With Halifax triggering Lifumpa’s release clause and hyping him up as a player who might be able to turn the club’s season around, there’s a large incentive to boost his profile – but tossing him into the TOTW seems an odd choice.
Still, it’s good news for those who want the CPL to emulate MLS: there, Lorenzo Insigne was just named to the MLS All-Star team before making his debut with Toronto FC. To the CPL’s credit, at least Fumpa actually got a few minutes before earning league accolades!
Local Club Dips Balls Into Community (Editor’s Note: Absolutely Do Not Forget To Change This Title)
We’ll end the segment on a touching note: when York United fan and kid’s soccer coach Juan Balvin tweeted about purchasing a bunch of miniballs to give to his players, Nine Stripes President Angus McNab stepped things up a notch to make sure all the coach’s students would get one.
The Derbystar York United mini-balls previously acquired by Juan will be refunded by the club, who will also ensure he has a ball for each student. Unsurprisingly, they’re now out of stock on the website.

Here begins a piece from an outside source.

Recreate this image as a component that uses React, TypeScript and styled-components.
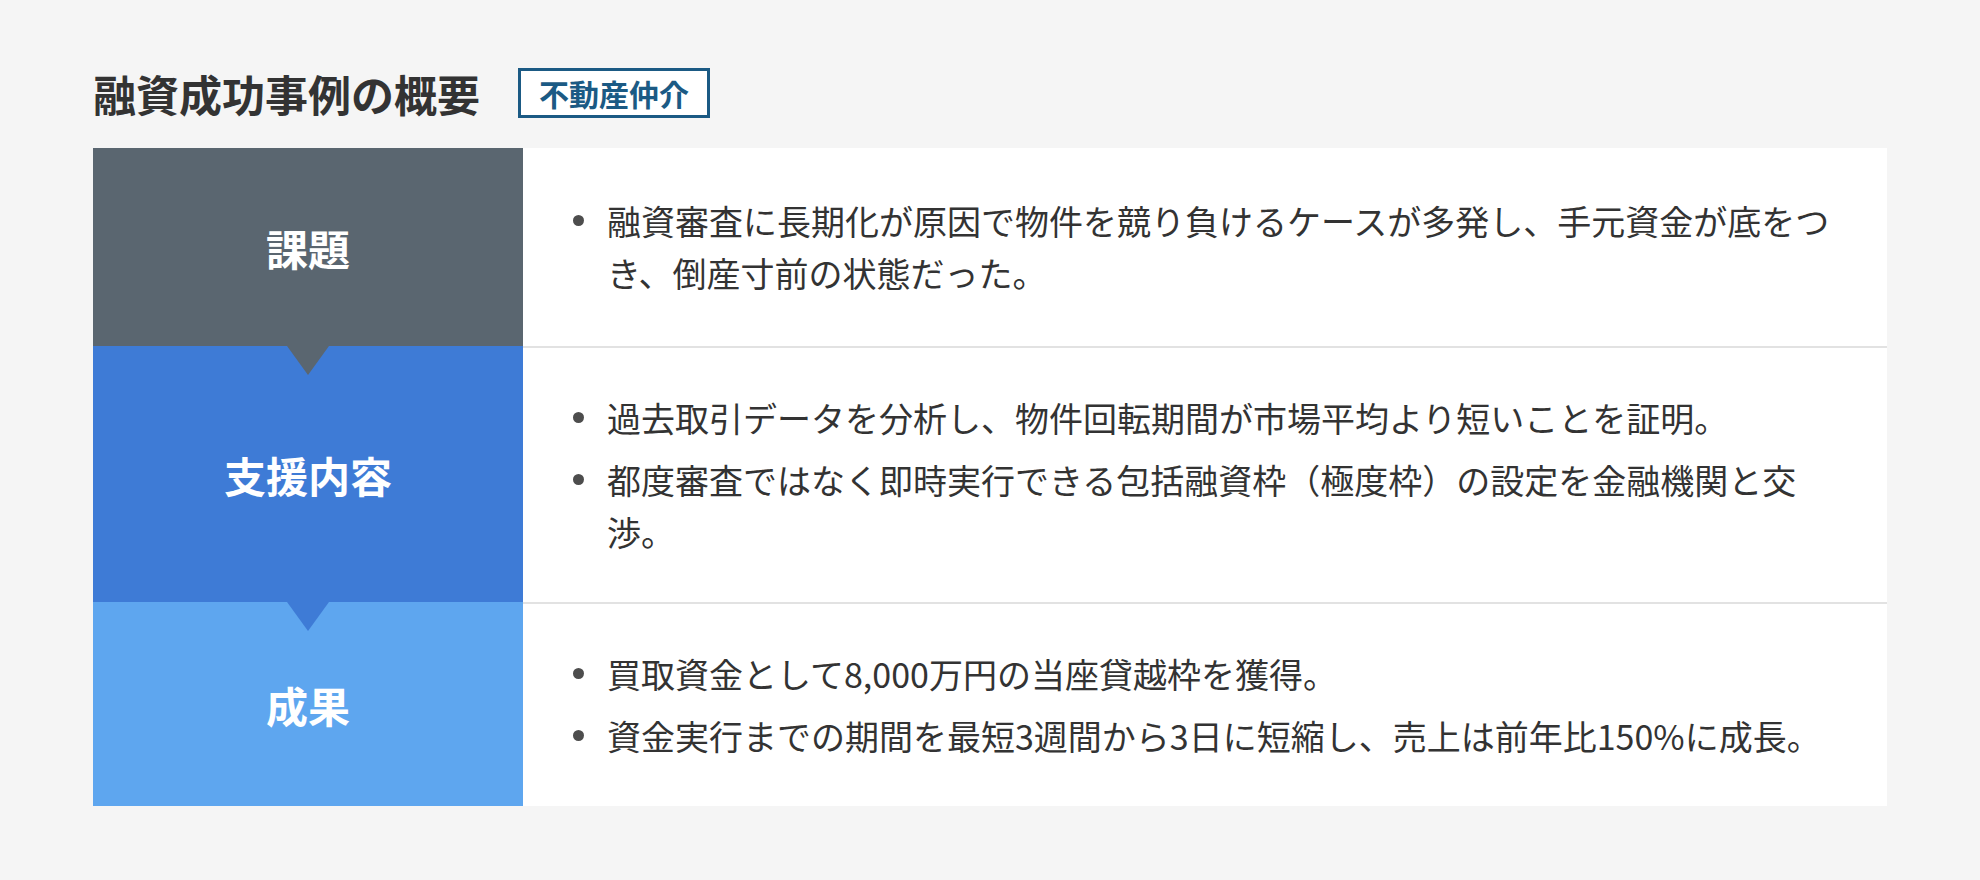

The York United front office makes a lot of fantastic moves, with this being the latest of many. They’re doing the right stuff, even if they’re having difficulty carving space for themselves in Toronto’s competitive sports market.
Okay, that’s about it!
I really hope nothing wild happened from Thursday onwards because this is completely and unabashedly a pre-written article for while I’m away this weekend and absolutely did not bring my laptop. It is my partner’s birthday celebration. If you could tweet some kitten photos at Northern Tribune, she would love that.